The frontier source support matters because it lets GPU-exported perft corpora flow into the same toolchain as ordinary position archives.

Filtering

Filtering is a real feature here, not an afterthought.

The branch history and current code together show three useful classes of filtering:

  • structural filters such as side to move, castling rights, piece placement, empty squares, and piece counts
  • numeric filters over fields such as hm, fm, depth, and mult
  • reproducible subset generation for benchmark corpora through sample-fens

Examples from the documented filter language include:

  • stm=b
  • K@e1,(ep!=none|castle=none)
  • count([Pp])>=10
  • depth=8

The more important detail is what happens after the filter matches. Current filter-output work preserves requested values when the destination format can store them. For example, if a filter depends on depth or mult, EPD output can retain those fields so the saved records still carry the information the filter used.

That behavior is tested explicitly in the repo for frontier multiplicity filtering and EPD output.

Validation And Determinism

The repo treats validation as part of the product, not as cleanup work:

  • verify-shards decodes output and checks shard routing
  • invalid input lines are rejected cleanly instead of poisoning the whole run
  • reject logs are supported
  • deterministic sharding is based on the first byte of a canonical occupancy map
  • staged and parallel runs emit manifests and runtime telemetry

That is why the throughput numbers matter. The fast runs are paired with validation instead of being presented in isolation.

CCCF And Canonical Storage

CCCF is one of the most important reasons FENMaster exists.

The canonical-storage problem is not just “compress the file.” It is:

  • collapse duplicates without losing multiplicity
  • preserve exact logical totals
  • make the result deterministic enough to replay and verify
  • store very large position corpora, including full perft-derived corpora, at densities that are worth keeping

The repo history is explicit about this. Canonical CCCF work added multiplicity-aware verification, canonical deduplication, universal sink stages, and replay tooling for large sort-input datasets.

Two measured checkpoints matter most:

  1. On the validated 512k matrix, canonical fen -> cccf ran at 18.037M FEN/s and stored the result at 5.783 bits per input FEN.
  2. On the larger canonical sink replay workload, the pipeline verified 84,998,978,956 logical records collapsing to 988,187,354 unique at about 24.60 bits per stored position.

That is the storage story that turns GPU frontier export and large corpus work into something sustainable.

Routine Dataset And Sampling

The sample-fens command exists for a reason. Large benchmark claims are only useful if the input set can be recreated.

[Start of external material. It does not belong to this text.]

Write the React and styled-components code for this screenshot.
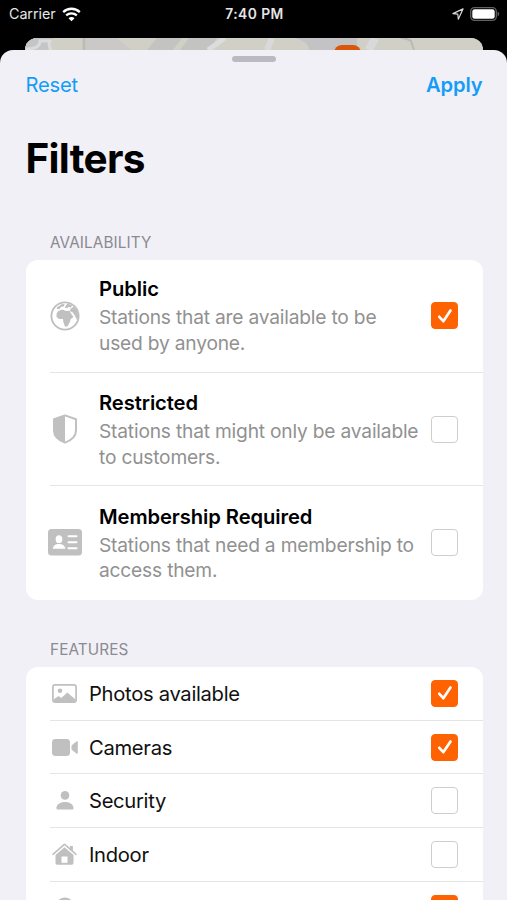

The current routine dataset flow generates reproducible .fen.zst subsets from the depth-8 corpus. That matters because it gives the repo a standard workload for performance checks instead of relying on ad hoc samples that cannot be compared later.

Command-Line Shape

Convert

N:\Chess\repos\FENmaster\build\bin\Release\FENMaster.exe convert `
  G:\FENmaster-work\inputs\depth8_dev_16k `
  G:\FENmaster-work\outputs\depth8_dev_16k_staged `
  --staged `
  --max-threads 128 `
  --shards 256 `
  --compression-level 8 `
  --records-per-flush 4096 `
  --verify-output

Verify

N:\Chess\repos\FENmaster\build\bin\Release\FENMaster.exe verify-shards `
  G:\FENmaster-work\outputs\depth8_dev_16k_staged `
  --shards 256

Sample A Reproducible Benchmark Corpus

N:\Chess\repos\FENmaster\build\bin\Release\FENMaster.exe sample-fens `
  R:\FEN\depth_8_parts `
  G:\FENmaster-work\inputs\depth8_routine_8m `
  --max-lines-per-file 8388608 `
  --compression-level 8 `
  --line-batch-size 8192 `
  --manifest G:\FENmaster-work\manifests\depth8_routine_8m.txt

Why It Matters

Without FENMaster, the rest of the lab would keep generating more data than it can reliably organize.

With it, the workflow becomes much cleaner:

  • exact GPU work can export multiplicity-preserving corpora
  • those corpora can be filtered, canonicalized, and replayed
  • benchmark datasets can be reproduced
  • later statistics and distributed analysis can start from verified artifacts instead of one-off files

That is why FENMaster belongs in the software section alongside the executables that generate the data in the first place.